Day 98: The Model Underneath Keeps Changing
Yesterday I wrote about OpenClaw moving fast. There's a second foundation under Pinchy that moves even faster, and it doesn't ship a changelog I can read: the models. Pinchy's whole posture is that it picks a good model for you — you shouldn't have to know whether Sonnet or GPT-5.5 is right for an Odoo bookkeeping agent, you should get a sensible default and the option to override. That promise is easy to make and surprisingly hard to keep, because the set of correct answers changes every few weeks and nobody tells me when.
Why "let the user pick" is the wrong answer
The tempting escape hatch is to not have an opinion: show a dropdown of every model the provider exposes and let the user choose. I've resisted that, and Day 91 is why. An admin setting up Pinchy for their team does not know — and shouldn't have to know — that gpt-4o-mini is the wrong tier for an agent that plans multi-step writes, or that a model whose name contains preview might drop the thought_signature on a tool call and either error or hang. The dropdown looks like freedom and functions like a trap: it pushes a research problem onto someone who came here to get an invoice drafted. The auto-default is the product. Having an opinion is the value.

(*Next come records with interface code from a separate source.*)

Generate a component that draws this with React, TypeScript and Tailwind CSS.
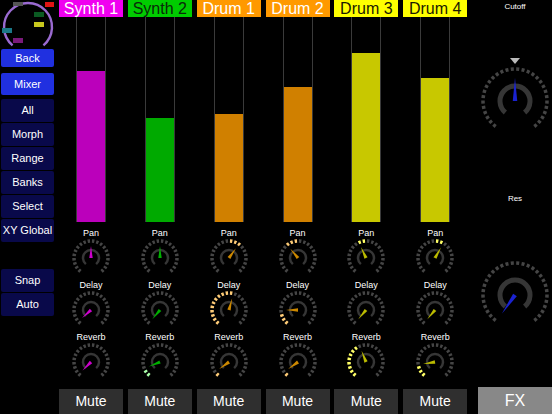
import React from "react";

// mixer page: 6 channels, left nav, filter knobs on the right

type Channel = {
  name: string;
  head: string;
  headText: string;
  fill: string;
  needle: string;
  lit: string;
  level: number; // fader fill in px (track is 204 tall)
  pan: [number, number, number]; // needle, litFrom, litTo
  delay: [number, number, number];
  reverb: [number, number, number];
};

const NONE = 999;

const channels: Channel[] = [
  {
    name: "Synth 1",
    head: "bg-[#f000f0]",
    headText: "text-white",
    fill: "bg-[#bb00bb]",
    needle: "#cc00cc",
    lit: "#ff88ff",
    level: 151,
    pan: [0, NONE, NONE],
    delay: [-132, NONE, NONE],
    reverb: [-135, NONE, NONE],
  },
  {
    name: "Synth 2",
    head: "bg-[#00cc00]",
    headText: "text-[#0a2a0a]",
    fill: "bg-[#00aa00]",
    needle: "#00b000",
    lit: "#aaffaa",
    level: 104,
    pan: [0, NONE, NONE],
    delay: [-140, NONE, NONE],
    reverb: [-112, -140, -118],
  },
  {
    name: "Drum 1",
    head: "bg-[#ff9900]",
    headText: "text-white",
    fill: "bg-[#d08000]",
    needle: "#cc8800",
    lit: "#ffcc77",
    level: 108,
    pan: [35, 0, 42],
    delay: [15, -140, 12],
    reverb: [-125, -140, -128],
  },
  {
    name: "Drum 2",
    head: "bg-[#ff9900]",
    headText: "text-white",
    fill: "bg-[#d08000]",
    needle: "#cc8800",
    lit: "#ffcc77",
    level: 135,
    pan: [-40, -42, 0],
    delay: [-90, -140, -95],
    reverb: [-125, -140, -132],
  },
  {
    name: "Drum 3",
    head: "bg-[#ffff00]",
    headText: "text-[#1a1a00]",
    fill: "bg-[#c8c800]",
    needle: "#bbbb00",
    lit: "#ffff66",
    level: 169,
    pan: [-25, -28, 0],
    delay: [-140, NONE, NONE],
    reverb: [-22, -140, -28],
  },
  {
    name: "Drum 4",
    head: "bg-[#ffff00]",
    headText: "text-[#1a1a00]",
    fill: "bg-[#c8c800]",
    needle: "#bbbb00",
    lit: "#ffff66",
    level: 144,
    pan: [30, 0, 30],
    delay: [-140, NONE, NONE],
    reverb: [-100, -140, -105],
  },
];

const navTop = ["All", "Morph", "Range", "Banks", "Select", "XY Global"];

// angle in degrees, clockwise from 12 o'clock
const pt = (cx: number, cy: number, r: number, a: number) => {
  const rad = (a * Math.PI) / 180;
  return [cx + r * Math.sin(rad), cy - r * Math.cos(rad)];
};

const arc = (cx: number, cy: number, r: number, a0: number, a1: number) => {
  const [x0, y0] = pt(cx, cy, r, a0);
  const [x1, y1] = pt(cx, cy, r, a1);
  const large = a1 - a0 > 180 ? 1 : 0;
  return `M${x0.toFixed(2)} ${y0.toFixed(2)} A${r} ${r} 0 ${large} 1 ${x1.toFixed(2)} ${y1.toFixed(2)}`;
};

type KnobProps = {
  size: number;
  ringR: number;
  ringW: number;
  segs: number;
  innerR: number;
  innerW: number;
  needleLen: number;
  needleW: number;
  value: number;
  litFrom?: number;
  litTo?: number;
  color: string;
  litColor?: string;
};

function Knob({
  size,
  ringR,
  ringW,
  segs,
  innerR,
  innerW,
  needleLen,
  needleW,
  value,
  litFrom = NONE,
  litTo = NONE,
  color,
  litColor = "#fff",
}: KnobProps) {
  const c = size / 2;
  const start = -145;
  const span = 290;
  const step = span / segs;
  const dashes = [];
  for (let i = 0; i < segs; i++) {
    const a0 = start + i * step + step * 0.22;
    const a1 = a0 + step * 0.56;
    const mid = (a0 + a1) / 2;
    const on = mid >= litFrom && mid <= litTo;
    dashes.push(
      <path
        key={i}
        d={arc(c, c, ringR, a0, a1)}
        stroke={on ? litColor : "#454545"}
        strokeWidth={ringW}
        fill="none"
      />
    );
  }
  const [tx, ty] = pt(c, c, needleLen, value);
  const [lx, ly] = pt(c, c, needleW / 2, value - 90);
  const [rx, ry] = pt(c, c, needleW / 2, value + 90);
  return (
    <svg width={size} height={size} viewBox={`0 0 ${size} ${size}`}>
      {dashes}
      <path d={arc(c, c, innerR, -140, 140)} stroke="#363636" strokeWidth={innerW} fill="none" />
      <polygon points={`${lx},${ly} ${tx},${ty} ${rx},${ry}`} fill={color} />
    </svg>
  );
}

function Logo() {
  return (
    <svg width="54" height="48" viewBox="0 0 54 48">
      <path d={arc(28, 27, 24, -140, 140)} stroke="#9a6ad0" strokeWidth="2.4" fill="none" />
      <rect x="13" y="2" width="10" height="4" fill="#555" />
      <rect x="45" y="2" width="11" height="5" fill="#e01515" />
      <rect x="34" y="12" width="10" height="5" fill="#0b5a22" />
      <rect x="34" y="22" width="10" height="5" fill="#c8c81e" />
      <rect x="2" y="28" width="10" height="5" fill="#1a7888" />
      <rect x="13" y="38" width="10" height="5" fill="#7a1a7a" />
    </svg>
  );
}

function NavButton({ label, active }: { label: string; active?: boolean }) {
  return (
    <div
      className={
        "flex items-center justify-center rounded-[2px] text-[11px] text-white " +
        (active ? "bg-[#2030e0]" : "bg-[#09094a]")
      }
    >
      {label}
    </div>
  );
}

function ChannelStrip({ ch }: { ch: Channel }) {
  const small = {
    size: 40,
    ringR: 17,
    ringW: 3.5,
    segs: 20,
    innerR: 8,
    innerW: 2.5,
    needleLen: 12,
    needleW: 3.4,
    color: ch.needle,
    litColor: ch.lit,
  };
  const knobs: [string, [number, number, number]][] = [
    ["Pan", ch.pan],
    ["Delay", ch.delay],
    ["Reverb", ch.reverb],
  ];
  return (
    <div className="flex w-[64px] flex-col items-center">
      <div className={`flex h-[17px] w-full items-center justify-center text-[16px] leading-none ${ch.head} ${ch.headText}`}>
        {ch.name}
      </div>
      {/* fader */}
      <div className="flex h-[205px] w-[30px] flex-col justify-end border-x border-[#3a3a3a]">
        <div className={ch.fill} style={{ height: ch.level }} />
      </div>
      <div className="mt-[6px] flex flex-col items-center gap-[2px]">
        {knobs.map(([label, v]) => (
          <div key={label} className="flex flex-col items-center">
            <div className="h-[10px] text-[9px] leading-[10px] text-white">{label}</div>
            <Knob {...small} value={v[0]} litFrom={v[1]} litTo={v[2]} />
          </div>
        ))}
      </div>
      <div className="mt-auto flex h-[25px] w-full items-center justify-center bg-[#2f2f2f] text-[14px] text-white">
        Mute
      </div>
    </div>
  );
}

export default function App() {
  const big = {
    size: 72,
    ringR: 32,
    ringW: 3.5,
    segs: 30,
    innerR: 15,
    innerW: 5,
    needleLen: 23,
    needleW: 4.5,
    color: "#1a22d0",
  };
  return (
    <div className="flex h-[414px] w-[552px] overflow-hidden bg-black font-['Liberation_Sans',Arial,sans-serif]">
      {/* left nav */}
      <div className="flex w-[59px] flex-col pr-[5px]">
        <Logo />
        <div className="ml-[1px] mt-[1px] grid h-[18px] grid-cols-1">
          <NavButton label="Back" active />
        </div>
        <div className="ml-[1px] mt-[6px] grid grid-cols-1 gap-[1px]">
          <div className="grid h-[22px]">
            <NavButton label="Mixer" active />
          </div>
          <div className="mt-[3px] grid auto-rows-[23px] gap-[1px]">
            {navTop.map((l) => (
              <NavButton key={l} label={l} />
            ))}
          </div>
        </div>
        <div className="ml-[1px] mt-[27px] grid auto-rows-[23px] gap-[1px]">
          <NavButton label="Snap" />
          <NavButton label="Auto" />
        </div>
      </div>

      {/* channels */}
      <div className="grid h-full w-[413px] grid-cols-6">
        {channels.map((ch) => (
          <ChannelStrip key={ch.name} ch={ch} />
        ))}
      </div>

      {/* filter */}
      <div className="flex flex-1 flex-col items-center pl-[6px]">
        <div className="mt-[1px] text-[8px] text-white">Cutoff</div>
        <div className="mt-[45px] h-0 w-0 border-x-[5px] border-t-[6px] border-x-transparent border-t-[#bbb]" />
        <div className="mt-[1px]">
          <Knob {...big} value={0} />
        </div>
        <div className="mt-[56px] text-[8px] text-white">Res</div>
        <div className="mt-[54px]">
          <Knob {...big} value={-145} />
        </div>
        <div className="mt-auto flex h-[27px] w-full items-center justify-center bg-[#888] text-[16px] text-white">
          FX
        </div>
      </div>
    </div>
  );
}
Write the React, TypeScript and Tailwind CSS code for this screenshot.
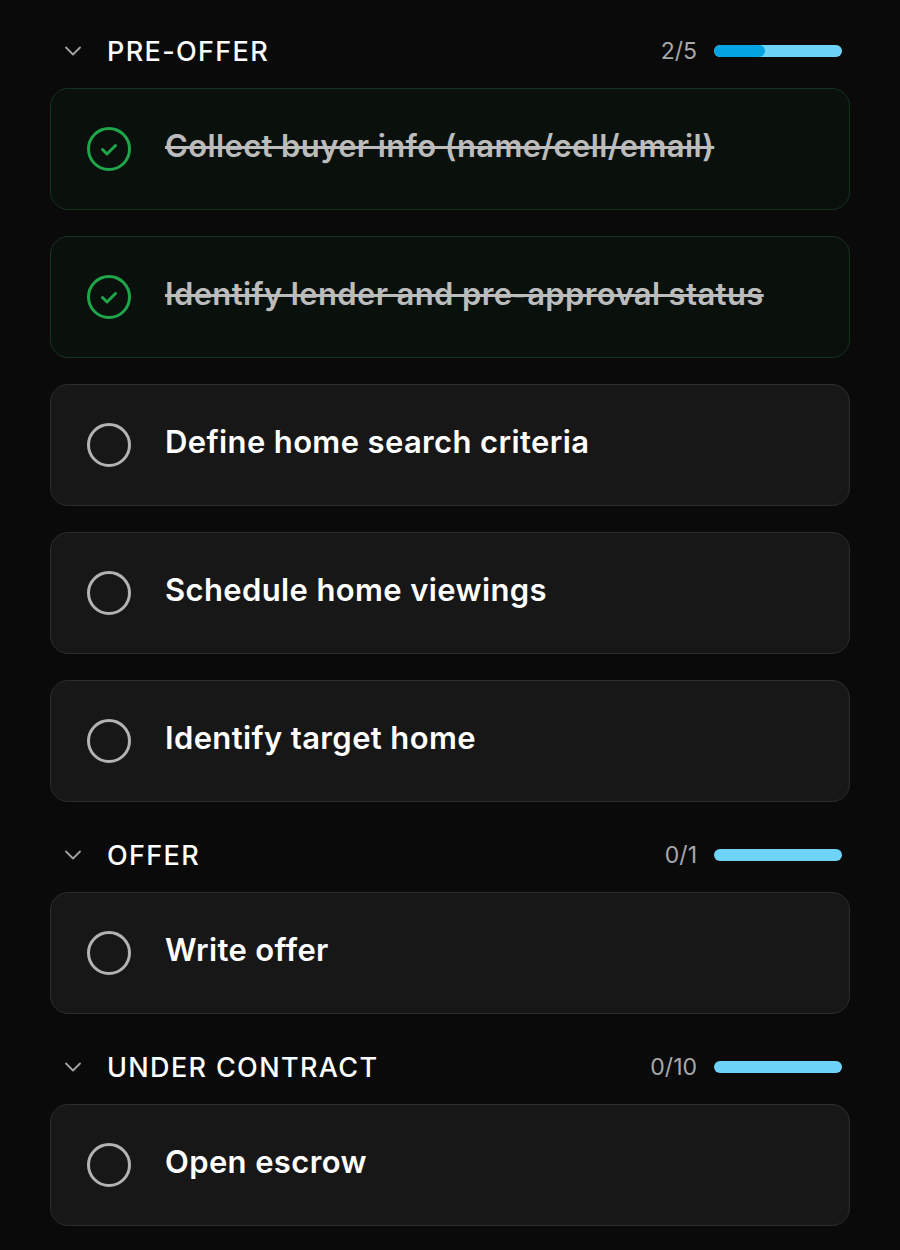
import React from "react";

type Task = { label: string; done: boolean };
type Section = { title: string; tasks: Task[]; total: number };

const sections: Section[] = [
  {
    title: "PRE-OFFER",
    total: 5,
    tasks: [
      { label: "Collect buyer info (name/cell/email)", done: true },
      { label: "Identify lender and pre-approval status", done: true },
      { label: "Define home search criteria", done: false },
      { label: "Schedule home viewings", done: false },
      { label: "Identify target home", done: false },
    ],
  },
  { title: "OFFER", total: 1, tasks: [{ label: "Write offer", done: false }] },
  { title: "UNDER CONTRACT", total: 10, tasks: [{ label: "Open escrow", done: false }] },
];

function Chevron() {
  return (
    <svg width="20" height="12" viewBox="0 0 20 12" fill="none" className="shrink-0">
      <path d="M3 2.5 L10 9.5 L17 2.5" stroke="#a3a3a3" strokeWidth="1.8" strokeLinecap="round" strokeLinejoin="round" />
    </svg>
  );
}

function CheckCircle() {
  return (
    <svg width="46" height="46" viewBox="0 0 46 46" fill="none" className="shrink-0">
      <circle cx="23" cy="23" r="20.5" stroke="#1fa64b" strokeWidth="3" />
      <path d="M16.5 23.5 L21 28 L29.5 19.5" stroke="#1fa64b" strokeWidth="3" strokeLinecap="round" strokeLinejoin="round" />
    </svg>
  );
}

function EmptyCircle() {
  return (
    <svg width="46" height="46" viewBox="0 0 46 46" fill="none" className="shrink-0">
      <circle cx="23" cy="23" r="20.5" stroke="#b3b3b3" strokeWidth="3" />
    </svg>
  );
}

function SectionView({ s }: { s: Section }) {
  const done = s.tasks.filter((t) => t.done).length;
  const pct = (done / s.total) * 100;
  return (
    <div className="flex flex-col">
      <div className="flex h-[36px] items-center mb-[19px] pl-[63px] pr-[58px]">
        <Chevron />
        <div className="ml-[24px] text-[27px] font-medium tracking-[0.05em] text-white leading-none">{s.title}</div>
        <div className="ml-auto text-[23px] text-[#a8a8a8] leading-none">
          {done}/{s.total}
        </div>
        <div className="ml-[17px] h-[12px] w-[128px] rounded-full bg-[#6dd3f8] overflow-hidden">
          <div className="h-full rounded-full bg-[#03a3e3]" style={{ width: `${pct}%` }} />
        </div>
      </div>
      <div className="flex flex-col gap-[26px] px-[50px]">
        {s.tasks.map((t) => (
          <div
            key={t.label}
            className={
              t.done
                ? "flex h-[122px] items-center rounded-[18px] border-[1.5px] border-[#15331f] bg-[#0a110d] pl-[35px]"
                : "flex h-[122px] items-center rounded-[18px] border-[1.5px] border-[#2d2d2d] bg-[#171717] pl-[35px]"
            }
          >
            {t.done ? <CheckCircle /> : <EmptyCircle />}
            <div
              className={
                t.done
                  ? "ml-[33px] mb-[5px] text-[31px] font-semibold tracking-[0.012em] text-[#bcbcbc] line-through decoration-[2.5px]"
                  : "ml-[33px] mb-[5px] text-[31px] font-semibold tracking-[0.012em] text-white"
              }
            >
              {t.label}
            </div>
          </div>
        ))}
      </div>
    </div>
  );
}

export default function App() {
  return (
    <div
      className="min-h-[1250px] w-[900px] bg-[#0a0a0a] pt-[33px] flex flex-col gap-[35px]"
      style={{ fontFamily: "Inter, 'Noto Sans', sans-serif" }}
    >
      {sections.map((s) => (
        <SectionView key={s.title} s={s} />
      ))}
    </div>
  );
}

But an opinion about a moving target is a maintenance commitment. Day 91 wasn't "pick the balanced tier" — it was five layers: a date parser that understands both Anthropic's YYYYMMDD and OpenAI's YYYY-MM-DD, a reject pattern that filters preview/beta/thinking/nano variants, a deterministic tiebreaker, generation-anchored patterns, and a curated per-provider fallback. Every one of those layers exists because the naive version broke on a real model name. And every one of them is a hostage to fortune: the next generation of models will have a naming convention I haven't seen, a date format I didn't anticipate, or a capability flag that lies. The drift-guard tests I added will catch the model that resolves wrong; they can't catch the model that doesn't exist yet but should be the new default.
The shiny-broken problem
The hardest case isn't a bad model — it's a good-looking broken one. gemini-3-flash-preview on Ollama Cloud advertises a million-token context window with reasoning, vision, and tools. On paper it's the perfect invoice-processing model. In practice it drops tool-call signatures and stalls. Day 91's blocklist forbids it for tool workloads and falls back to a model with a quarter of the context window that actually works end to end. That's the right call, and it's also a confession: the picker can't tell "advertised" from "actually works." Capability flags are marketing until proven otherwise, and the only thing that proves otherwise is a real workload failing in a real chat. The blocklist is a list of lessons learned the hard way, and it only ever grows.
The Pinchy-specific twist
A single-provider product would have one model treadmill to walk. Pinchy supports four — Anthropic, OpenAI, Google, Ollama — plus the self-hosted Ollama case where the "models" are whatever the operator pulled onto their own box, on their own schedule, with no API I can enumerate against a known catalog. So the churn isn't just "new models ship monthly"; it's four catalogs drifting independently, plus an open-ended local one. The balanced-tier anchors that keep the resolver honest have to mean something sensible in all of those worlds at once, and "sensible" is re-negotiated every time any one of the four providers renames a model or ships a new flagship.
The deeper question I don't have a clean answer to: how much of "which model is good for this job" should be code at all? Today it's hardcoded patterns and anchors that I update by hand when the landscape shifts. That doesn't scale with the rate of change, and it makes Pinchy's quality a function of how recently I last paid attention. There's a version of this where the resolver probes capabilities empirically — runs a tiny tool-use smoke test against a candidate model and trusts behavior over advertised flags — and a version where the blocklist and anchors are config an operator can override for their own pulled models. Both are real work for v0.6 and beyond. Both are attempts to make a good default survive a foundation that's actively trying to invalidate it.
Day 98
Two quiet days, two essays about the same uncomfortable truth: the most important layers of Pinchy are built on foundations I don't control and that move faster than I can. OpenClaw yesterday, the models today. The work isn't to stop them moving — it's to build defaults good enough to be worth defending, and defenses honest enough to admit when they've eroded. The day the auto-default stops being better than a dropdown is the day I've stopped paying attention, and these posts are partly how I make sure I notice.